Sunday, October 28, 2007

Birds of Passage

A molting juvenile male indigo bunting gets a shower from a field sparrow.

They’re gone, almost all gone, the birds of passage. Every year, the Big Sit rolls around, and it seems uncannily timed for the moment that the last warbler of autumn quits the place entirely. Sure, we usually see the first junco of the year on Big Sit Sunday, but many of the birds that peopled (or birdled) our trees only two days earlier are gone like a puff of smoke.

The nights have turned cold lately, finally. It feels final, anyway. It feels like time to haul plants into the greenhouse . It feels like time to take the last desperate measures to propagate plants whose cuttings didn’t root, or give it up and dig them up and bring them in as mother plants. It feels like time to get the garden cart and load it up with tropical mandevillas and bougainvilleas and grunt it down the side hill to the Garden Pod. Time to fire up the little gas heater in there and bask in warmth. I am thinking these thoughts, this same person who was cursing the 90-degree days just a couple of weeks ago.

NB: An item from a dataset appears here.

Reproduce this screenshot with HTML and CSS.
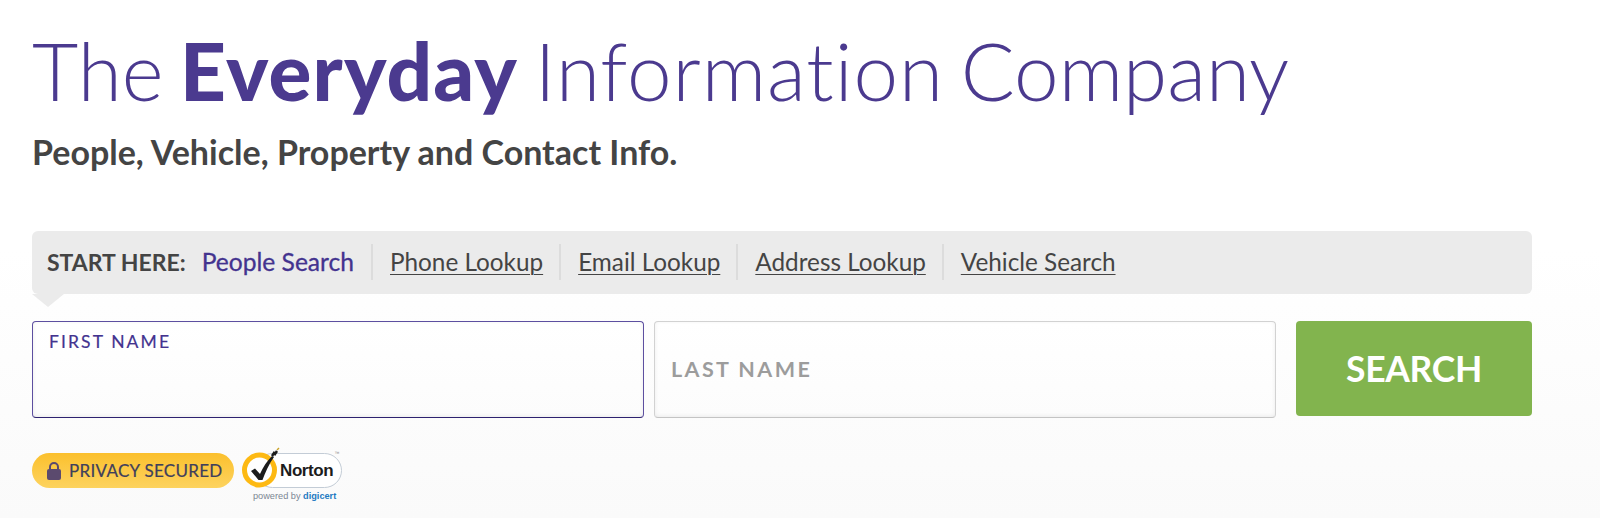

And I've spent the entire day outside in the first nice weather for what seems like two weeks, hauling plants and digging geraniums, planting a serviceberry my friend Cindy gave me two years ago, planting a daylily Margaret gave me for my birthday, planting the beautiful blue rose of Sharon I got at Chautauqua, planting two propagules of the heirloom lilac bush. I've pulled the pond pump and drained the filter and taken it all inside. I've drained the hoses and taken them in, too. I've cleaned the Spa and made sure it's bubbling furiously so as not to freeze. I've filled the feeders again. I've mowed the lawn for the last time (I hope) and I can hear the growl of the weed whacker as Bill trims the long hair around the beds and edges. I'm going to go out before dark and cover the huge red mandevilla with a sheet, maybe drape some sheets over the salvia beds. I brought in the Pig of Good Fortune, who is made of terra cotta and who is slowly sloughing away, nose first, and found the cellophane of a monarch chrysalis that had hatched out, affixed to his belly. Good fortune, indeed.

My legs and back ache and I'm tired to the bone, a good tired. It's a good thing it's getting dark; I'm collapsing. The greenhouse is bursting with beautiful flowers in fresh new pots and it's all clean and sunny in there and it makes me look forward to the winter, to know I have it to go to when I'm needing a dose of green and fragrant things. I filled it last week and put some more plants in there today. I think I've got everything I'll need for the winter...heliotrope, mandevilla, hibiscus, impatiens, fuchsia, geraniums, my big ol' cacti, the jade tree with a trunk as big around as my arm, my rosemary tree...on and on. It's lovely in there.

The Carolina chickadees are looking sleek in their new winter plumage. As Mary has pointed out, this is a hard bird to get in the frame, much less in focus. Ahhh, Mary. Are you ready for your new Digital Rebel yet? Ooh, I love to tease you, especially with chickadee pictures. Once you get your new camera, you'll try to catch the highlight in a chickadee's eye, instead of trying just to catch the chickadee. Easier said than done!
Looking back at the birds of passage: I photographed what's probably the last indigo bunting in the Spa on October 12. This is a gorgeous first-year male, just coming into winter plumage. It reminds me very much of the cordon bleu finch of Africa (and aviculture). Immature male indigo buntings undergo an extra molt in the fall that gives them some blue nuptial plumage. Most birds would travel to the wintering grounds in first basic plumage. It's an energetically expensive thing to do, so there must be a reason for it, right? It's thought to perhaps confer competitive advantage on the wintering grounds, where they're fighting mature males for territory. But we don't know that for sure.

Chipping sparrows have massed and largely departed, making way for the juncos and tree sparrows. They appreciate our wild “lawn,” studded with crabgrass of many kinds. The nice thing about crabgrass if you’re a bird is that it makes so many little seeds, and it heads out so quickly that there are always crabgrass dinners available. The nasty thing about crabgrass if you like a neat lawn is exactly the same thing. Good thing I look at crabgrass as chippy food. Here’s a little klatsch of chippies under the Bird Spa, going at the seedheads. Love it!

One from the seed eating bunch flew up briefly to perch in my studio birch. I really like this shot. Such a pretty little sparrow. I miss them when they leave, and I’m so happy when they come back in April. Something to get me through the winter. I'll be saving hair clippings all winter for them to weave into their nests come April.